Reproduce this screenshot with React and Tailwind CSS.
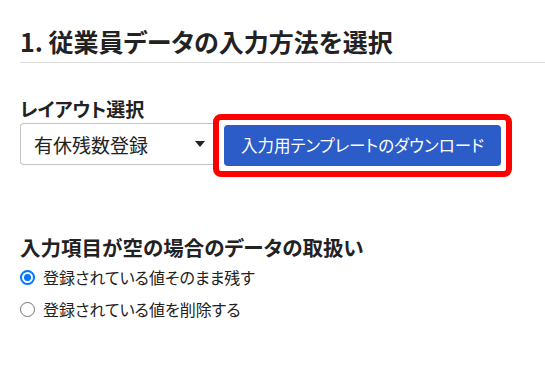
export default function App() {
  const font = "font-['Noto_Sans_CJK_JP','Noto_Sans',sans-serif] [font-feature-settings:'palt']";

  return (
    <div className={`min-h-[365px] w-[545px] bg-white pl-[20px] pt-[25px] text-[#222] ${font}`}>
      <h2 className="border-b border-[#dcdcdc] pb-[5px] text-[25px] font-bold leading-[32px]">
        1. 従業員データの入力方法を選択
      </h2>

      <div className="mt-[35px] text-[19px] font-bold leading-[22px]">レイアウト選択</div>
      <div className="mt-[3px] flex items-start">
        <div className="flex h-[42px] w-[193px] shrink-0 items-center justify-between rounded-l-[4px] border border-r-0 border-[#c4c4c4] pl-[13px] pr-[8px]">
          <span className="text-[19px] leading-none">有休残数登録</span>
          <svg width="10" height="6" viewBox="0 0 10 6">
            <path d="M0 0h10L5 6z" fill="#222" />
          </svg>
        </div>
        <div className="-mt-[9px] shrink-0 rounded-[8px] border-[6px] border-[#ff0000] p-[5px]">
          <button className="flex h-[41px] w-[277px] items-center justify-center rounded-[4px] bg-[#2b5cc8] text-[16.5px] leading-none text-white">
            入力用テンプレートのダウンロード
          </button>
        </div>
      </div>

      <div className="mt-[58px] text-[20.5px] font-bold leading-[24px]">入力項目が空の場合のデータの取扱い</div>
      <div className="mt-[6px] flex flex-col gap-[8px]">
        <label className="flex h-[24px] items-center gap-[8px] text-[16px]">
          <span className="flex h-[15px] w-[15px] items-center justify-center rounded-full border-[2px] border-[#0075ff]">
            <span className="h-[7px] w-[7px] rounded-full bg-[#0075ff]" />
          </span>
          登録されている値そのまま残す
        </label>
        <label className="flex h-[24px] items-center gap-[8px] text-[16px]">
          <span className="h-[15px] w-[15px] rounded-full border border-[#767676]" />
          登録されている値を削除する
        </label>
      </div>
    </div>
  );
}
========================
* _Written problem_:
Omitting all images, print the listing exactly.

* _Right answer_:
Reproduce this screenshot with React and Tailwind CSS.
export default function App() {
  const font = "font-['Noto_Sans_CJK_JP','Noto_Sans',sans-serif] [font-feature-settings:'palt']";

  return (
    <div className={`min-h-[365px] w-[545px] bg-white pl-[20px] pt-[25px] text-[#222] ${font}`}>
      <h2 className="border-b border-[#dcdcdc] pb-[5px] text-[25px] font-bold leading-[32px]">
        1. 従業員データの入力方法を選択
      </h2>

      <div className="mt-[35px] text-[19px] font-bold leading-[22px]">レイアウト選択</div>
      <div className="mt-[3px] flex items-start">
        <div className="flex h-[42px] w-[193px] shrink-0 items-center justify-between rounded-l-[4px] border border-r-0 border-[#c4c4c4] pl-[13px] pr-[8px]">
          <span className="text-[19px] leading-none">有休残数登録</span>
          <svg width="10" height="6" viewBox="0 0 10 6">
            <path d="M0 0h10L5 6z" fill="#222" />
          </svg>
        </div>
        <div className="-mt-[9px] shrink-0 rounded-[8px] border-[6px] border-[#ff0000] p-[5px]">
          <button className="flex h-[41px] w-[277px] items-center justify-center rounded-[4px] bg-[#2b5cc8] text-[16.5px] leading-none text-white">
            入力用テンプレートのダウンロード
          </button>
        </div>
      </div>

      <div className="mt-[58px] text-[20.5px] font-bold leading-[24px]">入力項目が空の場合のデータの取扱い</div>
      <div className="mt-[6px] flex flex-col gap-[8px]">
        <label className="flex h-[24px] items-center gap-[8px] text-[16px]">
          <span className="flex h-[15px] w-[15px] items-center justify-center rounded-full border-[2px] border-[#0075ff]">
            <span className="h-[7px] w-[7px] rounded-full bg-[#0075ff]" />
          </span>
          登録されている値そのまま残す
        </label>
        <label className="flex h-[24px] items-center gap-[8px] text-[16px]">
          <span className="h-[15px] w-[15px] rounded-full border border-[#767676]" />
          登録されている値を削除する
        </label>
      </div>
    </div>
  );
}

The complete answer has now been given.